Can you tell us more about your environment? We're trying to replicate but are not seeing this behavior.

CheyiLin commented 11 months ago

Same issue here on 3.9.1 with EKS 1.27 while trying to rotate the CA by deleting the old CA secret and restarting the apiext deployment.

The apiext deployment keeps restarting again and again until we add the missing permission in #5449 to the cluster role.

bmariesan commented 11 months ago

@cindymullins-dw

Deployed using ArgoCD in EKS on a combination of spot vs on-demand instances. We cleanup everything including the certificate, do a fresh install and after a couple of hours (as pods start shifting around) it randomly starts crashing and any new Emissary instances fail to get past the apiext init container

bmariesan commented 11 months ago

Same issue here on 3.9.1 with EKS 1.27 while trying to rotate the CA by deleting the old CA secret and restarting the apiext deployment.

The apiext deployment keeps restarting again and again until we add the missing permission in #5449 to the cluster role.

looked at the logs and indeed it seems we've also had occurrences of this error but didn't give much attention to it, will update the rbac tomorrow to see if that fixes it for us, thanks!

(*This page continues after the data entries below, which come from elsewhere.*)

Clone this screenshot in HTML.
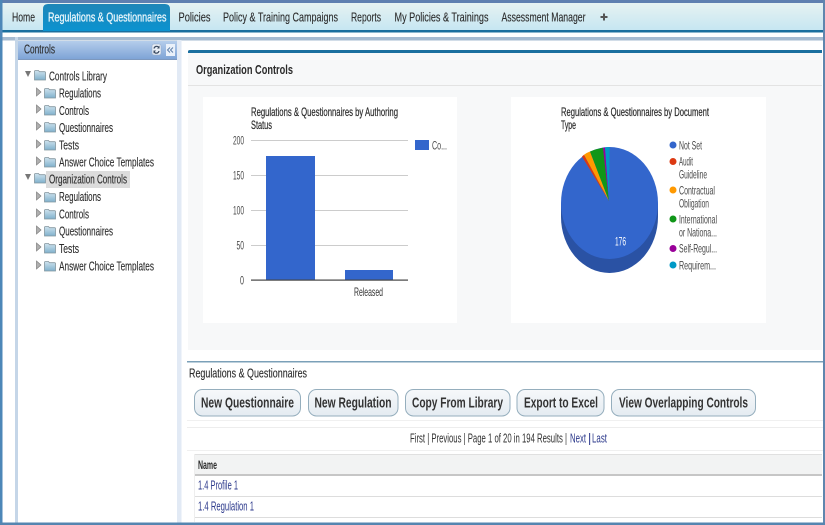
<!DOCTYPE html>
<html><head><meta charset="utf-8"><style>
html,body{margin:0;padding:0;width:825px;height:525px;overflow:hidden;background:#fff}
svg{display:block;filter:blur(.3px)}
text{font-family:"Liberation Sans",sans-serif;fill:#2b2b2b}
.t{font-size:13px;stroke:#2b2b2b;stroke-width:.12}
.g{fill:#4a4a4a}
.l{fill:#2d3a8c}
</style></head><body>
<svg width="825" height="525" viewBox="0 0 825 525" xmlns="http://www.w3.org/2000/svg">
<defs>
<linearGradient id="nav" x1="0" y1="0" x2="0" y2="1"><stop offset="0" stop-color="#e6f2f2"/><stop offset="1" stop-color="#c6e6f2"/></linearGradient>
<linearGradient id="tab" x1="0" y1="0" x2="0" y2="1"><stop offset="0" stop-color="#1f86b8"/><stop offset="1" stop-color="#0b93d0"/></linearGradient>
<linearGradient id="hd" x1="0" y1="0" x2="0" y2="1"><stop offset="0" stop-color="#b5cdeb"/><stop offset="1" stop-color="#7fa4d6"/></linearGradient>
<linearGradient id="btn" x1="0" y1="0" x2="0" y2="1"><stop offset="0" stop-color="#f6f8fa"/><stop offset="1" stop-color="#e4ebf1"/></linearGradient>
<linearGradient id="fd" x1="0" y1="0" x2="0" y2="1"><stop offset="0" stop-color="#cfe3ee"/><stop offset="1" stop-color="#7fb0cc"/></linearGradient>
<g id="folder"><path d="M.5 2.500q0-1 1-1h3l1 1.200h5q1 0 1 1v7.300h-11z" fill="url(#fd)" stroke="#84969f" stroke-width=".8"/></g>
<path id="ar" d="M.5 0l4.500 4-4.500 4z" fill="#b0b0b0" stroke="#7f7f7f" stroke-width=".7"/>
<path id="ad" d="M0 0h6l-3 6z" fill="#777"/>
</defs>

<rect width="825" height="525" fill="#fff"/>
<!-- nav -->
<rect x="0" y="3" width="825" height="27" fill="url(#nav)"/>
<rect x="0" y="0" width="825" height="3" fill="#5f7fb0"/>
<rect x="0" y="30" width="825" height="2.500" fill="#1b6f9e"/>
<path d="M43 31V9q0-5 5-5h117q5 0 5 5v22z" fill="url(#tab)"/>
<rect x="0" y="37" width="825" height="3.500" fill="#a6bbd1"/>
<text class="t" x="12" y="21.500" textLength="23" lengthAdjust="spacingAndGlyphs">Home</text>
<text class="t" x="48" y="21.500" textLength="118.500" lengthAdjust="spacingAndGlyphs" style="fill:#eaf6fb;stroke:#eaf6fb;stroke-width:.3">Regulations &amp; Questionnaires</text>
<text class="t" x="178.500" y="21.500" textLength="32" lengthAdjust="spacingAndGlyphs">Policies</text>
<text class="t" x="223" y="21.500" textLength="115" lengthAdjust="spacingAndGlyphs">Policy &amp; Training Campaigns</text>
<text class="t" x="351" y="21.500" textLength="30" lengthAdjust="spacingAndGlyphs">Reports</text>
<text class="t" x="394.500" y="21.500" textLength="94" lengthAdjust="spacingAndGlyphs">My Policies &amp; Trainings</text>
<text class="t" x="501.500" y="21.500" textLength="84" lengthAdjust="spacingAndGlyphs">Assessment Manager</text>
<path d="M604 13.500v7M600.500 17h7" stroke="#555" stroke-width="2"/>

<!-- left panel -->
<rect x="15" y="37" width="3" height="488" fill="#c5d6e8"/>
<rect x="177" y="40" width="4.500" height="485" fill="#e2eaf5"/>
<rect x="18" y="41" width="159" height="18" fill="url(#hd)"/>
<rect x="18" y="59" width="159" height="1" fill="#7d98bd"/>
<text class="t" x="24" y="53.500" textLength="31" lengthAdjust="spacingAndGlyphs">Controls</text>
<rect x="152" y="44" width="9" height="11" rx="2" fill="#e8eef6" stroke="#90a8c8" stroke-width=".5"/>
<path d="M154 48.500a2.700 2.700 0 0 1 5-.8M159 51a2.700 2.700 0 0 1-5 .8" fill="none" stroke="#3a4a60" stroke-width="1.200"/>
<path d="M159.500 45.500v3h-2.500zM153.500 53.500v-3h2.500z" fill="#3a4a60"/>
<rect x="166" y="44" width="9" height="12" fill="#eaf1fa"/>
<path d="M170 47.500l-2.500 2.500 2.500 2.500M173 47.500l-2.500 2.500 2.500 2.500" fill="none" stroke="#5f7fa8" stroke-width="1"/>

<rect x="46" y="171" width="84" height="17" fill="#dcdcdc"/>
<use href="#ad" x="25" y="71"/><use href="#folder" x="34" y="69"/>
<text class="t" x="49" y="80.500" textLength="58" lengthAdjust="spacingAndGlyphs">Controls Library</text>
<use href="#ar" x="36" y="88"/><use href="#folder" x="44" y="87"/>
<text class="t" x="59" y="97.500" textLength="42" lengthAdjust="spacingAndGlyphs">Regulations</text>
<use href="#ar" x="36" y="105"/><use href="#folder" x="44" y="104"/>
<text class="t" x="59" y="115" textLength="30" lengthAdjust="spacingAndGlyphs">Controls</text>
<use href="#ar" x="36" y="122"/><use href="#folder" x="44" y="121"/>
<text class="t" x="59" y="132" textLength="54" lengthAdjust="spacingAndGlyphs">Questionnaires</text>
<use href="#ar" x="36" y="140"/><use href="#folder" x="44" y="139"/>
<text class="t" x="59" y="149.500" textLength="20" lengthAdjust="spacingAndGlyphs">Tests</text>
<use href="#ar" x="36" y="157"/><use href="#folder" x="44" y="156"/>
<text class="t" x="59" y="166.500" textLength="95" lengthAdjust="spacingAndGlyphs">Answer Choice Templates</text>
<use href="#ad" x="25" y="174"/><use href="#folder" x="34" y="172"/>
<text class="t" x="49" y="183.500" textLength="78" lengthAdjust="spacingAndGlyphs">Organization Controls</text>
<use href="#ar" x="36" y="192"/><use href="#folder" x="44" y="191"/>
<text class="t" x="59" y="201" textLength="42" lengthAdjust="spacingAndGlyphs">Regulations</text>
<use href="#ar" x="36" y="209"/><use href="#folder" x="44" y="208"/>
<text class="t" x="59" y="218.500" textLength="30" lengthAdjust="spacingAndGlyphs">Controls</text>
<use href="#ar" x="36" y="226"/><use href="#folder" x="44" y="225"/>
<text class="t" x="59" y="235.500" textLength="54" lengthAdjust="spacingAndGlyphs">Questionnaires</text>
<use href="#ar" x="36" y="243"/><use href="#folder" x="44" y="242"/>
<text class="t" x="59" y="253" textLength="20" lengthAdjust="spacingAndGlyphs">Tests</text>
<use href="#ar" x="36" y="261"/><use href="#folder" x="44" y="260"/>
<text class="t" x="59" y="270.500" textLength="95" lengthAdjust="spacingAndGlyphs">Answer Choice Templates</text>

<!-- main top -->
<rect x="188" y="53" width="634" height="297" fill="#f7f8f9"/>
<path d="M188 53v-1.500q0-1.500 2-1.500h632v3z" fill="#1a6f9f"/>
<rect x="188" y="85" width="634" height="1" fill="#e3e3e3"/>
<text x="196" y="74" textLength="97" lengthAdjust="spacingAndGlyphs" font-size="13" font-weight="bold" style="fill:#2a2a2a">Organization Controls</text>

<!-- bar chart -->
<rect x="203" y="97" width="254" height="226" fill="#fff"/>
<text x="251" y="116" textLength="147" lengthAdjust="spacingAndGlyphs" font-size="12" stroke="#333" stroke-width=".25">Regulations &amp; Questionnaires by Authoring</text>
<text x="251" y="129" textLength="21" lengthAdjust="spacingAndGlyphs" font-size="12" stroke="#333" stroke-width=".25">Status</text>
<g fill="#ccc"><rect x="251" y="140" width="157" height="1"/><rect x="251" y="175" width="157" height="1"/><rect x="251" y="210" width="157" height="1"/><rect x="251" y="245" width="157" height="1"/></g>
<g font-size="12"><text class="g" x="233" y="144.500" textLength="11" lengthAdjust="spacingAndGlyphs">200</text>
<text class="g" x="233" y="179.500" textLength="11" lengthAdjust="spacingAndGlyphs">150</text>
<text class="g" x="233" y="214.500" textLength="11" lengthAdjust="spacingAndGlyphs">100</text>
<text class="g" x="236.500" y="249.500" textLength="7.500" lengthAdjust="spacingAndGlyphs">50</text>
<text class="g" x="240" y="284.500" textLength="4" lengthAdjust="spacingAndGlyphs">0</text></g>
<rect x="266" y="156" width="49" height="124" fill="#3366cc"/>
<rect x="345" y="270" width="48" height="10" fill="#3366cc"/>
<rect x="251" y="279.500" width="157" height="1.200" fill="#444"/>
<text x="354" y="296" textLength="29" lengthAdjust="spacingAndGlyphs" font-size="12" style="fill:#333">Released</text>
<rect x="415" y="140" width="14" height="10" fill="#3366cc"/>
<text class="g" x="432" y="149.500" textLength="15" lengthAdjust="spacingAndGlyphs" font-size="12">Co...</text>

<!-- pie chart -->
<rect x="511" y="97" width="255" height="226" fill="#fff"/>
<text x="561" y="116" textLength="148" lengthAdjust="spacingAndGlyphs" font-size="12" stroke="#333" stroke-width=".25">Regulations &amp; Questionnaires by Document</text>
<text x="561" y="129" textLength="15" lengthAdjust="spacingAndGlyphs" font-size="12" stroke="#333" stroke-width=".25">Type</text>
<path d="M561 203v14a48.500 56 0 0 0 97 0v-14z" fill="#2a52a4"/>
<ellipse cx="609.500" cy="203" rx="48.500" ry="56" fill="#3366cc"/>
<path d="M609 201L582 156.500L584 154.700z" fill="#dc3912"/>
<path d="M609 201L584 154.700Q586.500 152.800 590 151.500z" fill="#ff9900"/>
<path d="M609 201L590 151.500Q596 149 603 147.800z" fill="#109618"/>
<path d="M609 201L603 147.800L605 147.500z" fill="#990099"/>
<path d="M609 201L605 147.500Q607 147 609.500 147z" fill="#0099c6"/>
<text x="615" y="245.500" textLength="11" lengthAdjust="spacingAndGlyphs" font-size="12" style="fill:#fff">176</text>
<circle cx="673" cy="145" r="3.500" fill="#3366cc"/>
<circle cx="673" cy="161.500" r="3.500" fill="#dc3912"/>
<circle cx="673" cy="190" r="3.500" fill="#ff9900"/>
<circle cx="673" cy="219" r="3.500" fill="#109618"/>
<circle cx="673" cy="248.500" r="3.500" fill="#990099"/>
<circle cx="673" cy="265" r="3.500" fill="#0099c6"/>
<g font-size="12">
<text class="g" x="679" y="149.500" textLength="23" lengthAdjust="spacingAndGlyphs">Not Set</text>
<text class="g" x="679" y="165.500" textLength="14" lengthAdjust="spacingAndGlyphs">Audit</text>
<text class="g" x="679" y="178.500" textLength="28" lengthAdjust="spacingAndGlyphs">Guideline</text>
<text class="g" x="679" y="194.500" textLength="36" lengthAdjust="spacingAndGlyphs">Contractual</text>
<text class="g" x="679" y="207.500" textLength="30" lengthAdjust="spacingAndGlyphs">Obligation</text>
<text class="g" x="679" y="223.500" textLength="38" lengthAdjust="spacingAndGlyphs">International</text>
<text class="g" x="679" y="236.500" textLength="38" lengthAdjust="spacingAndGlyphs">or Nationa...</text>
<text class="g" x="679" y="252.500" textLength="38" lengthAdjust="spacingAndGlyphs">Self-Regul...</text>
<text class="g" x="679" y="269.500" textLength="37" lengthAdjust="spacingAndGlyphs">Requirem...</text>
</g>

<!-- bottom section -->
<rect x="187" y="361" width="638" height="1.500" fill="#7ba0b8"/>
<text class="t" x="189" y="377.500" textLength="118" lengthAdjust="spacingAndGlyphs">Regulations &amp; Questionnaires</text>
<g fill="url(#btn)" stroke="#95aebd" stroke-width="1">
<rect x="194.500" y="389.500" width="106" height="26.500" rx="8"/>
<rect x="308.500" y="389.500" width="89.500" height="26.500" rx="8"/>
<rect x="405.500" y="389.500" width="104.500" height="26.500" rx="8"/>
<rect x="517" y="389.500" width="87" height="26.500" rx="8"/>
<rect x="611.500" y="389.500" width="144" height="26.500" rx="8"/>
</g>
<g font-size="15" style="font-weight:bold">
<text x="201" y="407.500" textLength="93" lengthAdjust="spacingAndGlyphs" style="fill:#333">New Questionnaire</text>
<text x="314.500" y="407.500" textLength="77" lengthAdjust="spacingAndGlyphs" style="fill:#333">New Regulation</text>
<text x="412" y="407.500" textLength="91" lengthAdjust="spacingAndGlyphs" style="fill:#333">Copy From Library</text>
<text x="524" y="407.500" textLength="74" lengthAdjust="spacingAndGlyphs" style="fill:#333">Export to Excel</text>
<text x="619" y="407.500" textLength="129" lengthAdjust="spacingAndGlyphs" style="fill:#333">View Overlapping Controls</text>
</g>
<rect x="187" y="420" width="638" height="1" fill="#f0f0f0"/>
<rect x="187" y="427" width="638" height="1" fill="#ededed"/>
<rect x="187" y="450" width="638" height="1" fill="#f0f0f0"/>
<g font-size="12.500">
<text x="410" y="442.500" textLength="157" lengthAdjust="spacingAndGlyphs" style="fill:#333">First | Previous | Page 1 of 20 in 194 Results |</text>
<text class="l" x="570" y="442.500" textLength="16" lengthAdjust="spacingAndGlyphs">Next</text>
<text x="588" y="442.500" style="fill:#2d3a8c">|</text>
<text class="l" x="592" y="442.500" textLength="15" lengthAdjust="spacingAndGlyphs">Last</text>
</g>

<rect x="194" y="454" width="628" height="20" fill="#f2f3f3"/>
<rect x="194" y="454" width="628" height="1" fill="#e0e0e0"/>
<rect x="194" y="474" width="628" height="2" fill="#c6c6c6"/>
<rect x="194" y="496" width="628" height="1" fill="#ddd"/>
<rect x="194" y="517" width="628" height="1" fill="#ddd"/>
<rect x="194" y="454" width="1" height="68" fill="#eee"/>
<text x="198" y="469" textLength="19" lengthAdjust="spacingAndGlyphs" font-size="12" font-weight="bold">Name</text>
<text class="l" x="198" y="489.500" textLength="40" lengthAdjust="spacingAndGlyphs" font-size="12.500">1.4 Profile 1</text>
<text class="l" x="198" y="510.500" textLength="56" lengthAdjust="spacingAndGlyphs" font-size="12.500">1.4 Regulation 1</text>

<!-- page frame -->
<rect x="0" y="0" width="2.500" height="525" fill="#4d87b8"/>
<rect x="823" y="0" width="2" height="525" fill="#5f86ae"/>
<rect x="0" y="522.500" width="825" height="2.500" fill="#5585b0"/>
</svg>
</body></html>
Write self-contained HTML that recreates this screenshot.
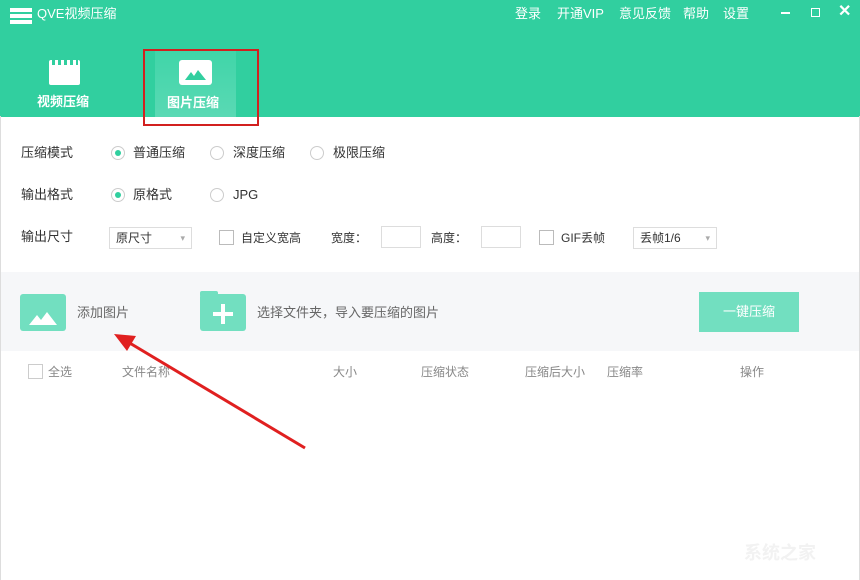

BChancusi commented 11 months ago

Bug is quite insidious, the first pod run errors which then restarts the pod but it seemingly misses the failure line again as its already configured as its first in sequence so is skipped and allows pod to run. #5449 adds the necessary permission thats needed which have confirmed fixes the issue, however, all PRs are currently with build failures atm due to unrelated docker login failure

CheyiLin commented 11 months ago

the first pod run errors which then restarts the pod but it seemingly misses the failure line again as its already configured as its first in sequence so is skipped and allows pod to run.

@BChancusi Yeah, exact the situation we hit while trying to rotate the CA (delete the CA secret and restart the apiext deployment) multiple times.